Tuesday, July 23, 2019

In short: Hitokowa (2012)

As anyone interested in Japanese horror made in the last twenty years or so will probably know, the country has a particular love for creating urban legends - and yes, there’s consequently also a heap of creepypasta, for early-style creepypasta really is the urban legend’s twin sibling. Cue an old-fartish whinge about too much of creepypasta today having turned into horror writing that’s not good enough for the actual horror market instead of being a thing all of its own here, if you wish.

Anyway, given this love, it’s no surprise that there are quite a few Japanese movie anthologies made for the local home video market either based directly on actual urban legends or aiming for their tone very directly. Much of this stuff unfortunately doesn’t make its way to the West, so watching a little anthology movie like Hitokowa, with its very short tales of horror shot on the cheap that might induce yawns in the Japanese audience it is actually made for, looks comparatively fresh to my eyes that have been less flooded with this stuff.
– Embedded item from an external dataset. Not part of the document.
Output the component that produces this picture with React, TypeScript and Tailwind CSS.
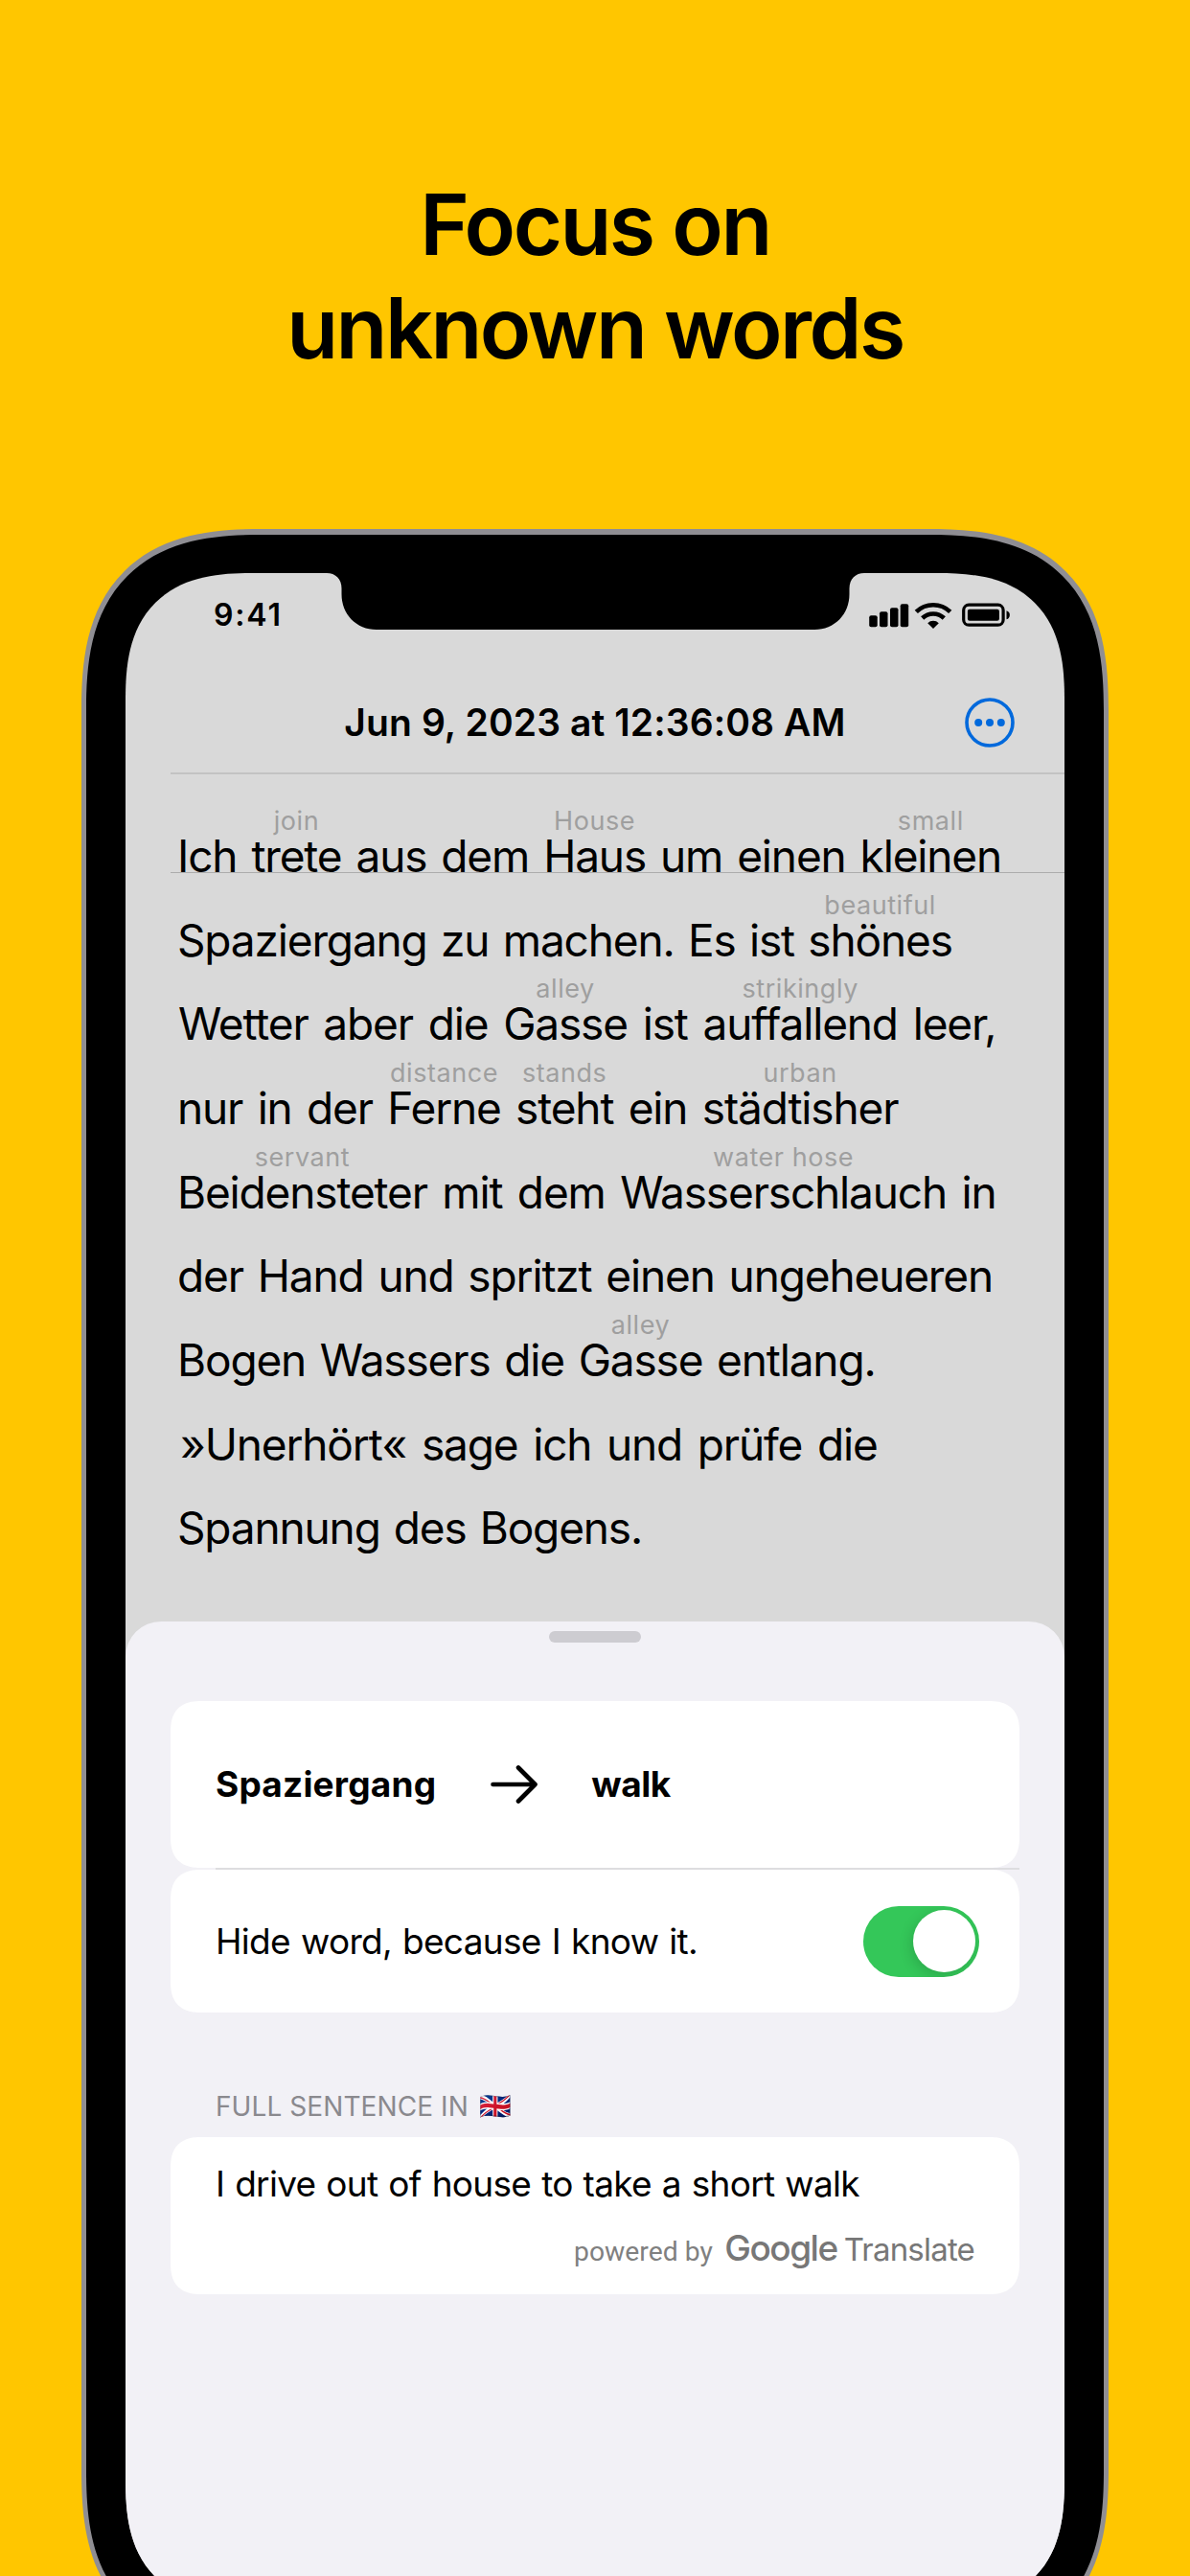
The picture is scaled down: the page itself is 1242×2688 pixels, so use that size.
import React from "react";

type Token = string | [word: string, hint: string];

type Line = { tokens: Token[]; spacing: string };

const lines: Line[] = [
  { tokens: ["Ich ", ["trete", "join"], " aus dem ", ["Haus", "House"], " um einen ", ["kleinen", "small"]], spacing: "[word-spacing:3.2px]" },
  { tokens: ["Spaziergang zu machen. Es ist ", ["shönes", "beautiful"]], spacing: "[word-spacing:2.6px]" },
  { tokens: ["Wetter aber die ", ["Gasse", "alley"], " ist ", ["auffallend", "strikingly"], " leer,"], spacing: "pl-[1px] [word-spacing:4px]" },
  { tokens: ["nur in der ", ["Ferne", "distance"], " ", ["steht", "stands"], " ein ", ["städtisher", "urban"]], spacing: "[word-spacing:3.6px]" },
  { tokens: [["Beidensteter", "servant"], " mit dem ", ["Wasserschlauch", "water hose"], " in"], spacing: "[word-spacing:3.7px]" },
  { tokens: ["der Hand und spritzt einen ungeheueren"], spacing: "[word-spacing:3.1px]" },
  { tokens: ["Bogen Wassers die ", ["Gasse", "alley"], " entlang."], spacing: "[word-spacing:2.9px]" },
  { tokens: ["»Unerhört« sage ich und prüfe die"], spacing: "pl-[3px] [word-spacing:3.9px]" },
  { tokens: ["Spannung des Bogens."], spacing: "[word-spacing:2.3px]" },
];

function Annotated({ word, hint }: { word: string; hint: string }) {
  return (
    <span className="relative">
      {word}
      <span className="absolute left-1/2 bottom-full -mb-[9px] -translate-x-1/2 text-[27px] leading-[34px] tracking-[0.55px] [word-spacing:0px] text-[#9f9f9f]">
        {hint}
      </span>
    </span>
  );
}

function Notch() {
  return (
    <svg className="absolute left-[210px] top-0 h-[59px] w-[561px]" viewBox="0 0 561 59" fill="black">
      <path d="M0 -1V0C9 0 15.5 6 15.5 16V22C15.5 43 31 59 52 59H509C530 59 545.500 43 545.500 22V16C545.500 6 552 0 561 0V-1Z" />
    </svg>
  );
}

function StatusIcons() {
  return (
    <svg className="h-[30px] w-[150px]" viewBox="905.500 627 150 30" fill="black">
      <rect x="906.700" y="642.300" width="8.500" height="11.900" rx="2" />
      <rect x="917.500" y="638.300" width="8.500" height="15.900" rx="2" />
      <rect x="928.500" y="634.300" width="8.500" height="19.900" rx="2" />
      <rect x="939.200" y="630.300" width="8.500" height="23.900" rx="2" />
      <g fill="none" stroke="black" strokeWidth="4.700">
        <path d="M955.800 638.400A25.500 25.500 0 0 1 991.200 638.400" />
        <path d="M962.200 645A16.500 16.500 0 0 1 984.800 645" />
      </g>
      <path d="M973.500 656L967.700 650.200A8.300 8.300 0 0 1 979.300 650.200Z" />
      <rect x="1005.200" y="631.200" width="41.400" height="21" rx="5.500" fill="none" stroke="black" strokeWidth="3.200" />
      <rect x="1009.400" y="635.700" width="33" height="12" rx="2" />
      <path d="M1050 637.200C1054.500 638.500 1054.500 645 1050 646.300Z" />
    </svg>
  );
}

function MoreIcon() {
  return (
    <svg className="h-[52px] w-[52px]" viewBox="0 0 52 52">
      <circle cx="26" cy="26" r="24" fill="none" stroke="#0069dc" strokeWidth="3.600" />
      <g fill="#0069dc">
        <circle cx="14.200" cy="26" r="4" />
        <circle cx="26" cy="26" r="4" />
        <circle cx="37.800" cy="26" r="4" />
      </g>
    </svg>
  );
}

function ArrowIcon() {
  return (
    <svg className="ml-[56px] h-[44px] w-[50px]" viewBox="0 0 50 44" fill="none" stroke="black" strokeWidth="4.600" strokeLinecap="round" strokeLinejoin="round">
      <path d="M3.500 22H47.500M30 4.500L47.500 22L30 39.500" />
    </svg>
  );
}

function Sheet() {
  return (
    <section className="mt-[53px] flex-1 rounded-t-[37px] bg-[#f2f1f6] px-[47px] pt-[10px]">
      <div className="mx-auto h-[12px] w-[96px] rounded-full bg-[#cdccd1]" />

      <div className="mt-[61px] flex h-[174px] items-center rounded-[32px] bg-white pl-[47px] text-[37px] font-bold [corner-shape:superellipse(1.3)]">
        <span className="tracking-[0.2px]">Spaziergang</span>
        <ArrowIcon />
        <span className="ml-[56px] tracking-[-0.5px]">walk</span>
      </div>
      <div className="ml-[47px] h-[2px] bg-[#dddde0]" />
      <div className="flex h-[149px] items-center justify-between rounded-[32px] bg-white pl-[47px] pr-[42px] [corner-shape:superellipse(1.3)]">
        <span className="text-[37px] tracking-[-0.7px] [word-spacing:1.4px]">Hide word, because I know it.</span>
        <span className="flex h-[74px] w-[121px] items-center justify-end overflow-hidden rounded-full bg-[#34c759] pr-[4.500px]">
          <span className="size-[65px] rounded-full bg-white shadow-[-2px_4px_14px_rgba(0,0,0,0.15)]" />
        </span>
      </div>

      <h2 className="mt-[80px] flex h-[50px] items-start pl-[47px] text-[28px] leading-[36px] tracking-[0.08px] text-[#8a898e]">
        FULL SENTENCE IN
        <span className="ml-[12px] text-[27px] font-['Noto_Color_Emoji',sans-serif]">🇬🇧</span>
      </h2>
      <div className="flex h-[164px] flex-col rounded-[32px] bg-white pl-[47px] pt-[27px] [corner-shape:superellipse(1.3)]">
        <p className="text-[37px] leading-[44px] tracking-[-0.7px] [word-spacing:1.2px]">I drive out of house to take a short walk</p>
        <p className="mr-[47px] mt-[22px] flex items-baseline justify-end leading-[46px] text-[#777777]">
          <span className="font-['Roboto',sans-serif] text-[28.300px] text-[#808080]">powered by</span>
          <span className="ml-[12.500px] text-[37px] font-medium tracking-[-1.5px]">Google</span>
          <span className="ml-[7px] text-[33px] tracking-[-0.8px]">Translate</span>
        </p>
      </div>
    </section>
  );
}

export default function App() {
  return (
    <main className="h-[2688px] w-[1242px] overflow-hidden bg-[#ffc600] pt-[180px] font-['Inter',sans-serif] text-black">
      <h1 className="text-center text-[88px] font-semibold leading-[108px] tracking-[-2.5px]">
        Focus on
        <br />
        unknown words
      </h1>

      <div className="ml-[85px] mt-[156px] h-[2214px] w-[1072px] rounded-[190px] bg-[#8f8e93] px-[5px] pb-[5px] pt-[5.500px] [corner-shape:superellipse(1.38)]">
        <div className="h-full rounded-[184px] bg-black px-[41px] pb-[41px] pt-[40.500px] [corner-shape:superellipse(1.38)]">
          <div className="relative flex h-full flex-col overflow-hidden rounded-[133px] bg-[#d9d9d9] [corner-shape:superellipse(1.38)]">
            <Notch />
            <div className="flex h-[104px] items-start justify-between pl-[92px] pr-[55px] pt-[29px]">
              <span className="text-[32px] font-semibold leading-[29px] tracking-[1.84px]">9:41</span>
              <StatusIcons />
            </div>
            <header className="relative flex h-[104px] items-center justify-center">
              <h2 className="text-[39px] font-semibold tracking-[0.1px]">Jun 9, 2023 at 12:36:08 AM</h2>
              <button className="absolute right-[52px] top-[26px]">
                <MoreIcon />
              </button>
            </header>
            <hr className="ml-[47px] h-[2px] border-0 bg-[#c3c3c3]" />

            <article className="relative mt-[42px] pl-[54px] text-[46px] leading-[87.670px] tracking-[-1.15px]">
              <div className="absolute left-[47px] right-0 top-[60px] h-px bg-[#adadad]" />
              {lines.map((line, i) => (
                <p key={i} className={`relative whitespace-pre ${line.spacing}`}>
                  {line.tokens.map((t, j) =>
                    typeof t === "string" ? t : <Annotated key={j} word={t[0]} hint={t[1]} />
                  )}
                </p>
              ))}
            </article>

            <Sheet />
          </div>
        </div>
      </div>
    </main>
  );
}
Apparently (this one’s a bit too minor to trust the IMDB and other sources completely) directed by Kazuto Kodama, the sixty minute film contains a surprising number of tales between five and fifteen minutes in length, generally with plots that really sound and feel a lot like actual urban legends, or are tone-perfect replicas of such (I loathe the term “fakelore”). So you get the tale of the schoolgirl who accidentally texts her romantic SMS to the wrong guy and pays for it (because in the land of urban legends, there’s always a serial killer on the other side of electronic communications), the young woman – most of the protagonists are young women – who googles her name and finds something really rather creepy, and so on and so forth, all presented with just enough worldbuilding and characterization not to be completely bland but absolutely focused on telling the creepy tale and get out.


Visually, the thing looks about as cheap as it probably is, but Kodama is a deft enough director to milk the simple stories and simple camera set-ups he can afford for as much as they are worth, never letting a tale overstay its welcome and certainly presenting each tales’ twist with a certain verve. An additional attraction for my tastes is the film’s location work, setting these short, bleak yet fun tales in the least glamorous places in Japan, poky apartments, and drab streets, which provides a degree of the strange veracity an urban legend needs much better than anything more glitzy would.